-- Work to do --
For the listing below, give the count of lines containing the string "this" and nothing else.

-- Exercise material --
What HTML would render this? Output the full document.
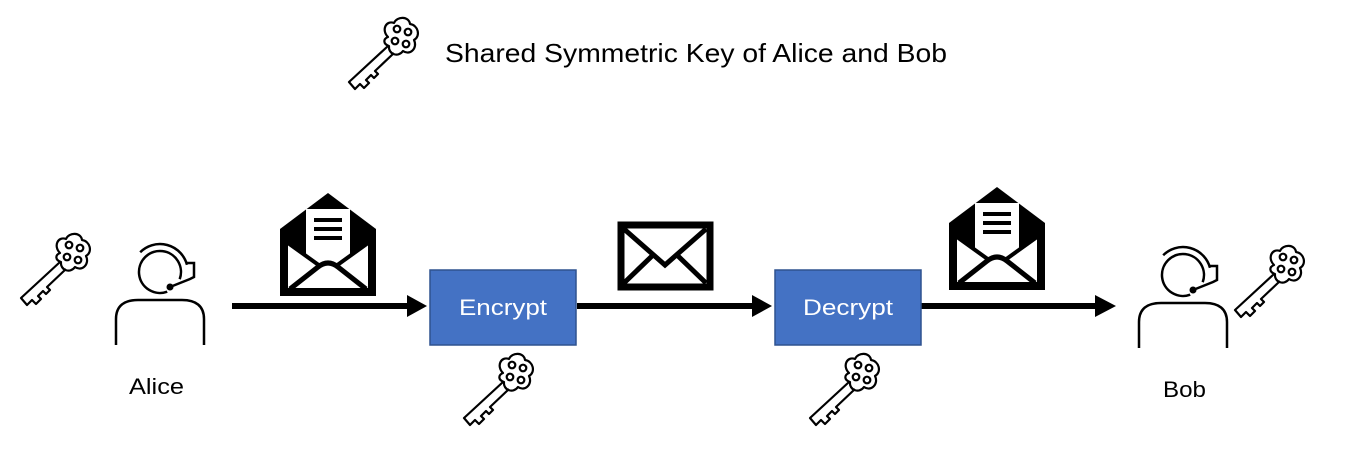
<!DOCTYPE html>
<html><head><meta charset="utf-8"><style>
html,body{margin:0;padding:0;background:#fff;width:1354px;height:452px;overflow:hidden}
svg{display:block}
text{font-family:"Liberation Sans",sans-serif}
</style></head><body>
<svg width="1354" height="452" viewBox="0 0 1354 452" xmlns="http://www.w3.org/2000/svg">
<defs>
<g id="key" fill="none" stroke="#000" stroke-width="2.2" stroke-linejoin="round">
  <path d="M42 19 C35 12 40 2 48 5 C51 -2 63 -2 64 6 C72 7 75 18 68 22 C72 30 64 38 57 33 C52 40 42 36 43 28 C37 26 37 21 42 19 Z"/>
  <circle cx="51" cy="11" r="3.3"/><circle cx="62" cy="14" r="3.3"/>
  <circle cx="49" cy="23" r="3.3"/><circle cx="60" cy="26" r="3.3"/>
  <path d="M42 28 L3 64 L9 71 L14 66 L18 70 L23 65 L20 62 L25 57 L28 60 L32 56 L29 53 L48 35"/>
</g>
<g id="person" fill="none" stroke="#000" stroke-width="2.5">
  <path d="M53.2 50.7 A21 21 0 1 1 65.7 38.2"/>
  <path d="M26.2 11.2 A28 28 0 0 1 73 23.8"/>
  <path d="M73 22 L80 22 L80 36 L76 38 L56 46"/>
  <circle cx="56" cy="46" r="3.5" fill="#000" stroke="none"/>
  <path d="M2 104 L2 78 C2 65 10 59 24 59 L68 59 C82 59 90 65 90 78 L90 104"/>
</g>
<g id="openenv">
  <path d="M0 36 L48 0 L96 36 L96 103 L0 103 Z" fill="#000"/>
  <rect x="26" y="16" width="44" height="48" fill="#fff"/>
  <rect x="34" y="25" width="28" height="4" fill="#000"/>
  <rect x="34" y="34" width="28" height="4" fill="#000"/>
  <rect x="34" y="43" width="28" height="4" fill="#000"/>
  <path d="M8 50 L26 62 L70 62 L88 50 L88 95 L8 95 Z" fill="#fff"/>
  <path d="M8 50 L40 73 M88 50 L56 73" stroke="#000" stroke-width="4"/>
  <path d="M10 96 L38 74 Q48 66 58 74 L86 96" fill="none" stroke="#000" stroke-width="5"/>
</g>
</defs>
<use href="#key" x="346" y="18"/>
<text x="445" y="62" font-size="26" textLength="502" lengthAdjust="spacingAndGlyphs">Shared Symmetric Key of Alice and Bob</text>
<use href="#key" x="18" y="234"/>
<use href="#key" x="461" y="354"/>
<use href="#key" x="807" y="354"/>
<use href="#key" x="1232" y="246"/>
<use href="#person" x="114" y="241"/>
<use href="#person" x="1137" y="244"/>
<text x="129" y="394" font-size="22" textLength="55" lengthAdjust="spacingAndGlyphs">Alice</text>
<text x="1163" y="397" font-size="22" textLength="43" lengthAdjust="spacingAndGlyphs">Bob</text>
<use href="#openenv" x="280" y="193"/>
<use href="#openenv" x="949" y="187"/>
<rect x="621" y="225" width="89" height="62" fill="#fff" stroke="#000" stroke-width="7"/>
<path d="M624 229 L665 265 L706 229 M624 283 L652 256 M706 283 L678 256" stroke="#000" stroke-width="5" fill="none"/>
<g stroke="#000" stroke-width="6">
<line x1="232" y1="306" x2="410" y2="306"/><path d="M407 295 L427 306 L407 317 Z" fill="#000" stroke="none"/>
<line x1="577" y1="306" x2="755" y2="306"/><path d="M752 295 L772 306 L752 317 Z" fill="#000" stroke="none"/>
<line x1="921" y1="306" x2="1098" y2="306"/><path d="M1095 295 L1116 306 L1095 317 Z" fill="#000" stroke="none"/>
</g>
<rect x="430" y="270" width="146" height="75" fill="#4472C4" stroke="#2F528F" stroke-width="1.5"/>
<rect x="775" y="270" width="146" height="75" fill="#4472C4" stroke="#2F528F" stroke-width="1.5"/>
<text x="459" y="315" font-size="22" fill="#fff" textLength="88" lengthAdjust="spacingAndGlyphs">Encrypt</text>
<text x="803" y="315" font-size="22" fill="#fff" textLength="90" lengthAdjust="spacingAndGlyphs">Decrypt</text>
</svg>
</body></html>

...

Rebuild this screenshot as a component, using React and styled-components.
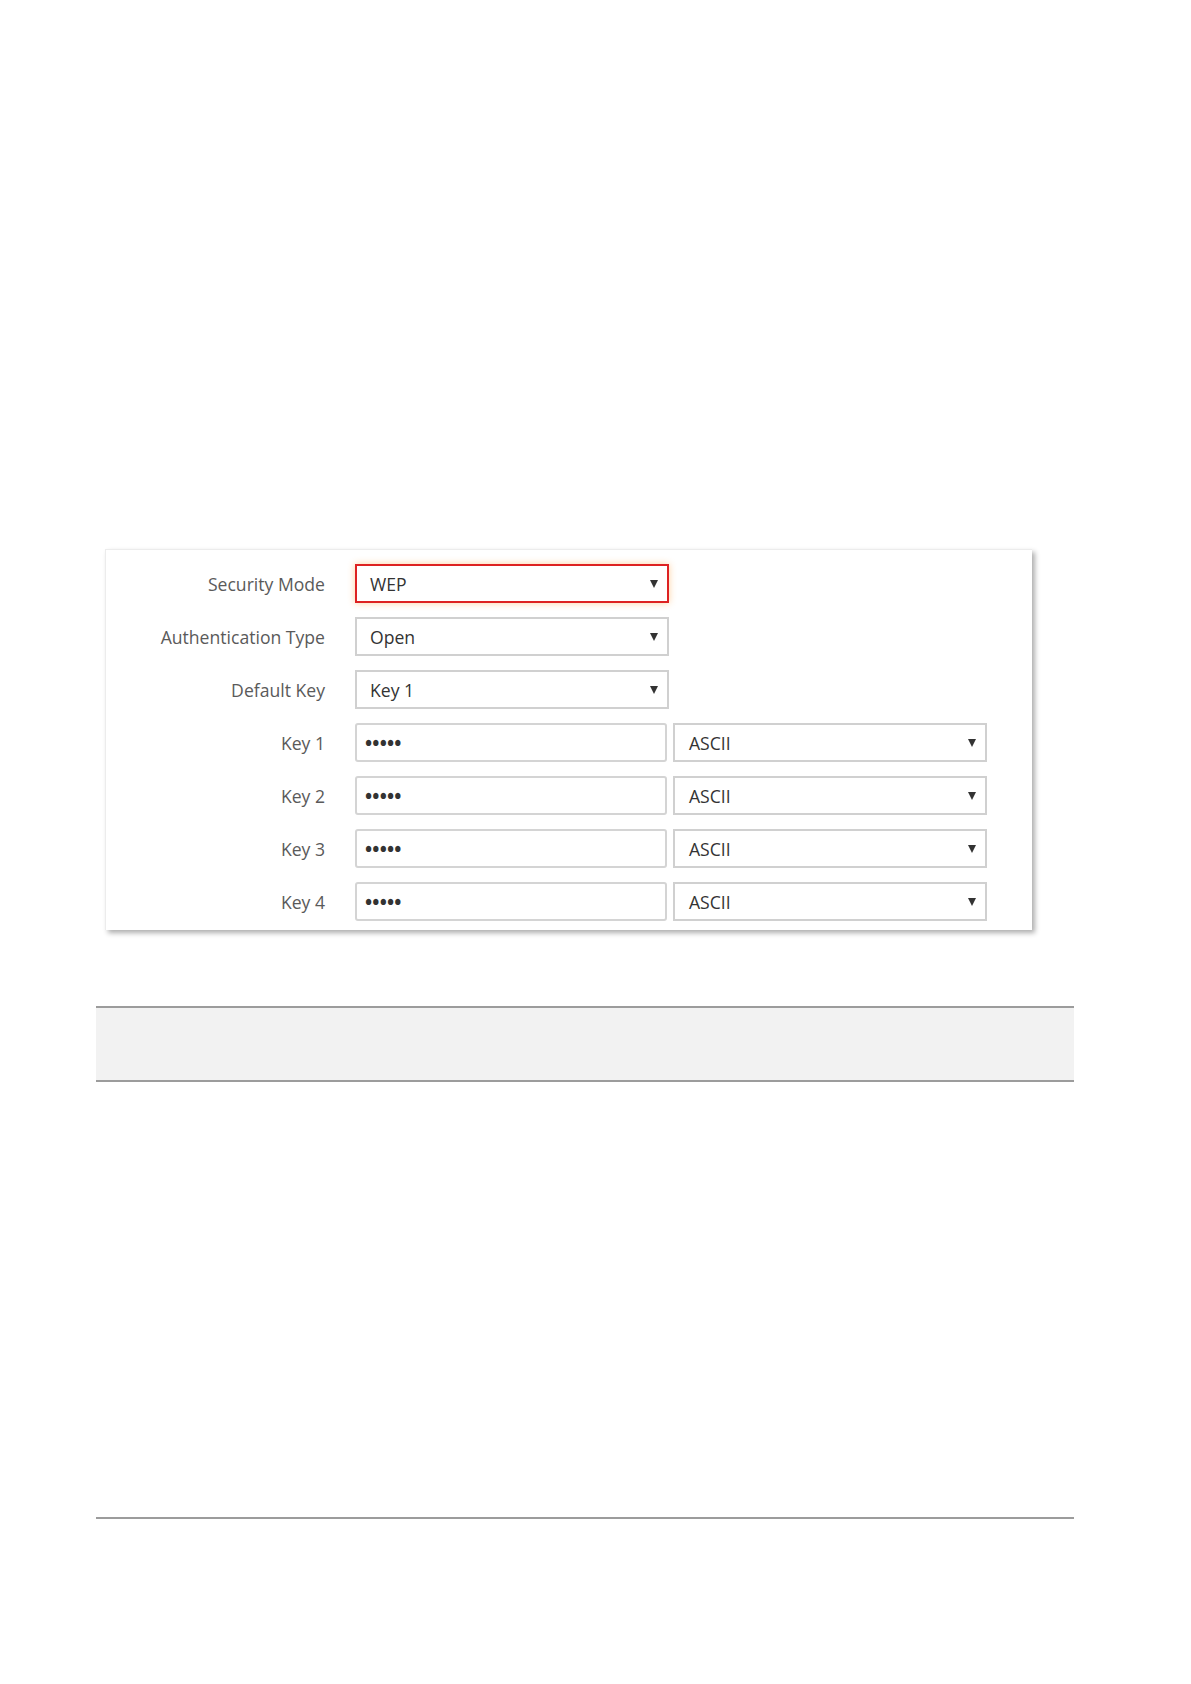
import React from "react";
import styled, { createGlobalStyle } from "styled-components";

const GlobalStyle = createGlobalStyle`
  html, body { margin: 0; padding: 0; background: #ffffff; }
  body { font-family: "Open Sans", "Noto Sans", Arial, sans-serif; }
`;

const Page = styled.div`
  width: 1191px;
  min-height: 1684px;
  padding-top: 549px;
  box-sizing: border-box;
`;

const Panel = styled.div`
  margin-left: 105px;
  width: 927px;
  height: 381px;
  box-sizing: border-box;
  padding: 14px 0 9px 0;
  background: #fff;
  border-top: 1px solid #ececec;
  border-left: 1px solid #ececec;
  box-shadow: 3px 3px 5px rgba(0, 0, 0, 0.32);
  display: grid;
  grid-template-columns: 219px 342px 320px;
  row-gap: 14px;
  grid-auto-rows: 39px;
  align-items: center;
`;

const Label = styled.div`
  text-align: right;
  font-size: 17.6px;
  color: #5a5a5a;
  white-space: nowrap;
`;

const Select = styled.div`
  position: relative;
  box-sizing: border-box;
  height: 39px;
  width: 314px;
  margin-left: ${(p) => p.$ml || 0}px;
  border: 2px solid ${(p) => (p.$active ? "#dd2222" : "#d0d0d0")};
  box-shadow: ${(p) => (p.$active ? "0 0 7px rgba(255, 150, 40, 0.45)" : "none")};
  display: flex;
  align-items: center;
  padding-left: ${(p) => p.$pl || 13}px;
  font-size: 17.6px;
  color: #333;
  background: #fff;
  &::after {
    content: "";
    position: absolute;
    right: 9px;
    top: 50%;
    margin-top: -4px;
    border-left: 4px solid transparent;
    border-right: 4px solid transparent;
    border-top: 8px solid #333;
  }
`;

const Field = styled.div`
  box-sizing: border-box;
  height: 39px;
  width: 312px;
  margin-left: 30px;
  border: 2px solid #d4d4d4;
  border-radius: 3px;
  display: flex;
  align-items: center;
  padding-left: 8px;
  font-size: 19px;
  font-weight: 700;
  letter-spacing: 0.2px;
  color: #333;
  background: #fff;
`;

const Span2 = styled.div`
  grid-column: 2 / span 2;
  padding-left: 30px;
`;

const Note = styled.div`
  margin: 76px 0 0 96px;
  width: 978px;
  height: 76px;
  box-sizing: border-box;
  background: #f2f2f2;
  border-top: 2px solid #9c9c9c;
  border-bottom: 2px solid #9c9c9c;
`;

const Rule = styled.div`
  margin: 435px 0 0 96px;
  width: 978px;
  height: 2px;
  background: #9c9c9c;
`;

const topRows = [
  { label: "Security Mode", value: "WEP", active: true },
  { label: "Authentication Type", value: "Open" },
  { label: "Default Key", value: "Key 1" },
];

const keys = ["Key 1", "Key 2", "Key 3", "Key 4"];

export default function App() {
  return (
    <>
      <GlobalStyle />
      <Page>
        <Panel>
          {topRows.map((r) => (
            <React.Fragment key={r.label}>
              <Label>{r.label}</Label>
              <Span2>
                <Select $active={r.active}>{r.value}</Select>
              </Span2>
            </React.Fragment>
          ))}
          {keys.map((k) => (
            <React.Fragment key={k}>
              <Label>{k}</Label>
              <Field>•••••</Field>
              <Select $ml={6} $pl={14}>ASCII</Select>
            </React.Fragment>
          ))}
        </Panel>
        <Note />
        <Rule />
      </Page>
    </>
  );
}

-- Task answer --
2